JAKARTA – Pemerintah menyatakan pemanfaatan tenaga nuklir sebagai pembangkit listrik tidak akan terjadi dalam waktu dekat. Opsi penggunaan nuklir untuk memenuhi kebutuhan energi nasional masih menjadi opsi terakhir yang akan dipertimbangkan pemerintah.

Rida Mulyana, Direktur Ketenagalistrikan Kementerian Energi dan Sumber Daya Mineral (ESDM), mengungkapkan kebijakan penggunaan nuklir pada dasarnya tidak dilarang di Indonesia, namun yang harus diingat Indonesia memiliki sumber Energi Baru Terbarukan (EBT) yang belum dimanfaatkan dengan optimal.

“Kebijakan (nuklir jadi pembangkit) ini tidak dilarang, hanya kita juga punya energy renewable yang masih berlimpah.

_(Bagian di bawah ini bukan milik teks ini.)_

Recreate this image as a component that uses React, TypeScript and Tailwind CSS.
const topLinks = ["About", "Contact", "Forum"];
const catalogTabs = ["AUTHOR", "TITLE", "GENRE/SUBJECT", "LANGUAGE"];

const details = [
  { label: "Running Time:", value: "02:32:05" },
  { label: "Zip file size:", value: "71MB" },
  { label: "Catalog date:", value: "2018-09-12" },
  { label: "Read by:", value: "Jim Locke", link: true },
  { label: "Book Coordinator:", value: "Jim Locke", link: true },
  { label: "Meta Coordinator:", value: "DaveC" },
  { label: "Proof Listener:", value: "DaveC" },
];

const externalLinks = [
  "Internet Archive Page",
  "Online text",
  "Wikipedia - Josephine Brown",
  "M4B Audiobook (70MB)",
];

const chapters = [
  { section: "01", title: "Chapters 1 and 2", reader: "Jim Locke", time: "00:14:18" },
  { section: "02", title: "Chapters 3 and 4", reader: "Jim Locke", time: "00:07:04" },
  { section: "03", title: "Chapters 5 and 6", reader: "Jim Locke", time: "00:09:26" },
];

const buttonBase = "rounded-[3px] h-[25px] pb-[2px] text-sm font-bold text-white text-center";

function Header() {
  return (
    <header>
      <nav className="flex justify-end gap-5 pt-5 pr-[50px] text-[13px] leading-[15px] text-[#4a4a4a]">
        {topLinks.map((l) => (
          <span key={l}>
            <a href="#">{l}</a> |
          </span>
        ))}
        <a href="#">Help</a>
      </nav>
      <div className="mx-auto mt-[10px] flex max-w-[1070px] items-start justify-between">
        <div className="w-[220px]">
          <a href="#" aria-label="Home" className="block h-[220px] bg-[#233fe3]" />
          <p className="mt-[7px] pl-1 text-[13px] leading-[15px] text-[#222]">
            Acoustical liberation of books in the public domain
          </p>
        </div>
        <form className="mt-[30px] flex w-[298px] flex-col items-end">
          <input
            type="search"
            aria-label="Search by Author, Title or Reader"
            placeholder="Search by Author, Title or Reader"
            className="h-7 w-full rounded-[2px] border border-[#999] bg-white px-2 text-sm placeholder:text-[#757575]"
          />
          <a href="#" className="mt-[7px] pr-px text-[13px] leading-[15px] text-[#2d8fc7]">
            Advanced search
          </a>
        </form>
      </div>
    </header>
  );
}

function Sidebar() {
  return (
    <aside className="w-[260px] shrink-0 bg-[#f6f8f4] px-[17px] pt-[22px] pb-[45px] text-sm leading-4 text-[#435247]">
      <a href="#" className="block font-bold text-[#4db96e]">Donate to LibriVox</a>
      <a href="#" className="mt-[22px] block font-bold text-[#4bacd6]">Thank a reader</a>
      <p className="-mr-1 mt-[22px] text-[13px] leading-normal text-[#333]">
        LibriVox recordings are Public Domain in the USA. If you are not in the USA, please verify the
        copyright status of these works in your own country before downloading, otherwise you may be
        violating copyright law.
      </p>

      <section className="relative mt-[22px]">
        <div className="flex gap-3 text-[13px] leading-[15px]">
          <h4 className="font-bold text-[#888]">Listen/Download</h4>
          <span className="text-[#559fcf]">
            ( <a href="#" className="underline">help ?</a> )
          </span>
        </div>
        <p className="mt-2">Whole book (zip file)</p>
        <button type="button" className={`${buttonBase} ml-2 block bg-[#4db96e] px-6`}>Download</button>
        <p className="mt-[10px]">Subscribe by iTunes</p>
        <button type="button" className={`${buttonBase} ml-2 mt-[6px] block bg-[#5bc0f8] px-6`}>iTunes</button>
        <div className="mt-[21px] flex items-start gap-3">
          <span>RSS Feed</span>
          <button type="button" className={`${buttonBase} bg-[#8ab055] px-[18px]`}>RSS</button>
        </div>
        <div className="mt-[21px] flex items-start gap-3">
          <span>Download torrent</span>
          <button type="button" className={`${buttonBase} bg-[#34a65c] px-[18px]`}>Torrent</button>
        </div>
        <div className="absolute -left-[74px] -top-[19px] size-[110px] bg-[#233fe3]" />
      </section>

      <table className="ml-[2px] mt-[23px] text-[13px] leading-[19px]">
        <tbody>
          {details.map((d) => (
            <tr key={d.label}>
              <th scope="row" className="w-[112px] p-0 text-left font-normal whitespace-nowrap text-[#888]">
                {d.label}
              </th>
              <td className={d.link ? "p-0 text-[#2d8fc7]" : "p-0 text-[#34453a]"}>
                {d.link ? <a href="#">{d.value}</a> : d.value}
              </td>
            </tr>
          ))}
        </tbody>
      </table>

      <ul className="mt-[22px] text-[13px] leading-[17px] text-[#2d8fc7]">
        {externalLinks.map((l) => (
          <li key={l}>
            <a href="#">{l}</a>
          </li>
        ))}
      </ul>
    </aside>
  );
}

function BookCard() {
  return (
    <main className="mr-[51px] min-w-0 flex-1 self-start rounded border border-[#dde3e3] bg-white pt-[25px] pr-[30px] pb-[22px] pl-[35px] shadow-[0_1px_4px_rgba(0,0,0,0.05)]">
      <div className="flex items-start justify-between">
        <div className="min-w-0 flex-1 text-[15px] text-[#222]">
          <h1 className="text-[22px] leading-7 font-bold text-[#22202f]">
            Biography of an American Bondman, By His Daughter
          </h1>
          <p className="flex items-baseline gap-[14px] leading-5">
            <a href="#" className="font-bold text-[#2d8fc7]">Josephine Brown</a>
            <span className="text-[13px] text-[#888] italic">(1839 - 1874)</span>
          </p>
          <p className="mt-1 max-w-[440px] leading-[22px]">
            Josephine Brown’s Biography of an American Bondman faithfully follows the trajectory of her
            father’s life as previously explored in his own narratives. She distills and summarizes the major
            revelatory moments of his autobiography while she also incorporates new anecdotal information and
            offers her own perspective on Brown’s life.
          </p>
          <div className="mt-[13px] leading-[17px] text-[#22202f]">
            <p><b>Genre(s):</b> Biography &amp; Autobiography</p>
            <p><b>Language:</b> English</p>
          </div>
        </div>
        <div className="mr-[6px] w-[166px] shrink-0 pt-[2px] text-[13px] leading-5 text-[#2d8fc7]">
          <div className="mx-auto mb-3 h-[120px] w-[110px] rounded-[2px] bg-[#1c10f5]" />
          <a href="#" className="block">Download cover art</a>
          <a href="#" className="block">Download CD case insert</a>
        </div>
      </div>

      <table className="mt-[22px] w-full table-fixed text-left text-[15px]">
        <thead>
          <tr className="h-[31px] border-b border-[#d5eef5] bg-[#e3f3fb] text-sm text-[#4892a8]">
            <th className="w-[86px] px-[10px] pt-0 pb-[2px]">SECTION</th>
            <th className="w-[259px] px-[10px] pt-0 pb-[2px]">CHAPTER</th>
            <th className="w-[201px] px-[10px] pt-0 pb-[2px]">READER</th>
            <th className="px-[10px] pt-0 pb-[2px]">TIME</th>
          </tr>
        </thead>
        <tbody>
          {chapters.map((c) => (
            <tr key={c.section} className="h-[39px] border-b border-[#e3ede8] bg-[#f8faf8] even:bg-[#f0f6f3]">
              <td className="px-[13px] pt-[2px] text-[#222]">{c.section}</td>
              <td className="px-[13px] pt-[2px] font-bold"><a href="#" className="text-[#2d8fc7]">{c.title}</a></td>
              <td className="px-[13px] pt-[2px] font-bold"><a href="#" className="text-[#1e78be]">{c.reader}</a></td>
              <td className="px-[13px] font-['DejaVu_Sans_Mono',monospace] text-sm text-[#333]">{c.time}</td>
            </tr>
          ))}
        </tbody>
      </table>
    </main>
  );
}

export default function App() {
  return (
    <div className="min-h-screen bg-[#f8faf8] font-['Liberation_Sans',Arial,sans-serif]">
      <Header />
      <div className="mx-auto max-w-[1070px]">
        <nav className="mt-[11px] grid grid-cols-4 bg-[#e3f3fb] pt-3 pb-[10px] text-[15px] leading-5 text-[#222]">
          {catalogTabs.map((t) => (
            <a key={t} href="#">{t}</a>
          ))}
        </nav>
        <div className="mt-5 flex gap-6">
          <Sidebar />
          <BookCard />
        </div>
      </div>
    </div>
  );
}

Mulai dari di bawah tanah yang berupa panas bumi, Indonesia punya potensi terbesar di dunia karena ada banyak gunung api. Naik ke atas tanah, ada air, biomassa, sampai kemudian surya kita ada di tropis minimum dilewati matahari. Itu semua belum didayagunakan,” kata Rida dalam sesi diskusi virtual, Kamis (15/10).

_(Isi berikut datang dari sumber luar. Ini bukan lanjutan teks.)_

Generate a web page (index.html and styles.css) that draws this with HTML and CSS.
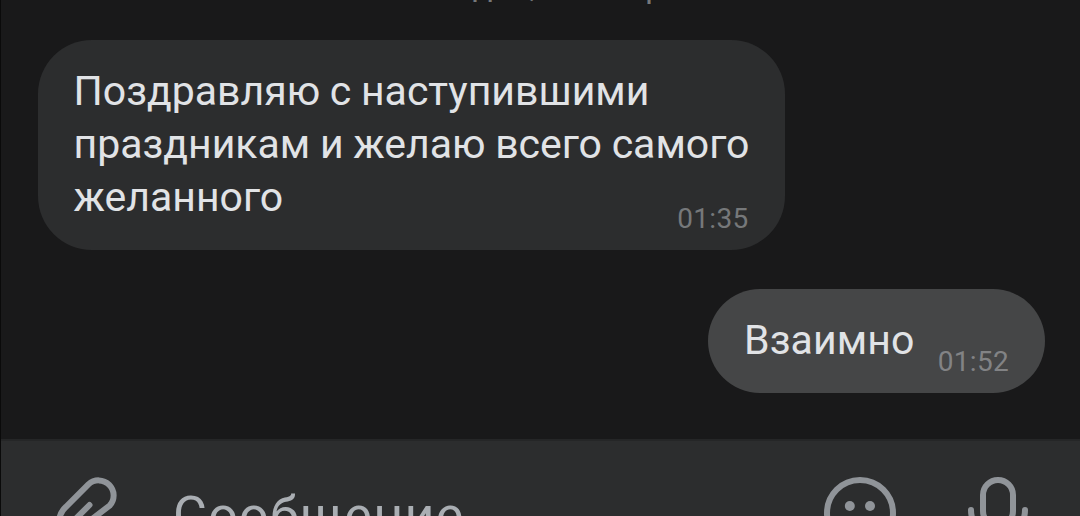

Menurut Rida, dari sisi perencanaan nuklir memang sempat dinilai sebagai pembangkit listrik yang mahal dan harus dibangun dengan kapasitas raksasa. Namun belakangan ada teknologi yang terus berkembang sehingga yang sifatnya moduler dan kecil-kecil cocok untuk dibangun di daerah-daerah terpencil misalkan di Indonesia timur. Bahkan sudah banyak yang menawarkan teknologi itu ke Indonesia. Hanya saja ketika sudah menyinggung tentang nuklir maka pembahasannya tidak akan berjalan tanpa ada rintangan.

“Tapi lagi-lagi pada saat teknologi sudah ada, pada saat pendanaan sudah ada resources data sudah kita punyai. At the end kita juga harus tanya ke masyarakat luas, mau enggak. Surveinya membaik, sekitar 70% menerima kehadiran PLTN, terutama di Bangka maupun Kalimantan Barat mereka siap gubernurnya juga ikut mendukung. Tapi meskipun 70%, kita harus tetap perhatikan yang 30%,” ungkap Rida.

Banyak pihak khawatir jika fokus terhadap nuklir sebagai pembangkit listrik digenjot maka anugerah EBT lain yang lebih ramah lingkungan malah akan tidak dimanfaatkan.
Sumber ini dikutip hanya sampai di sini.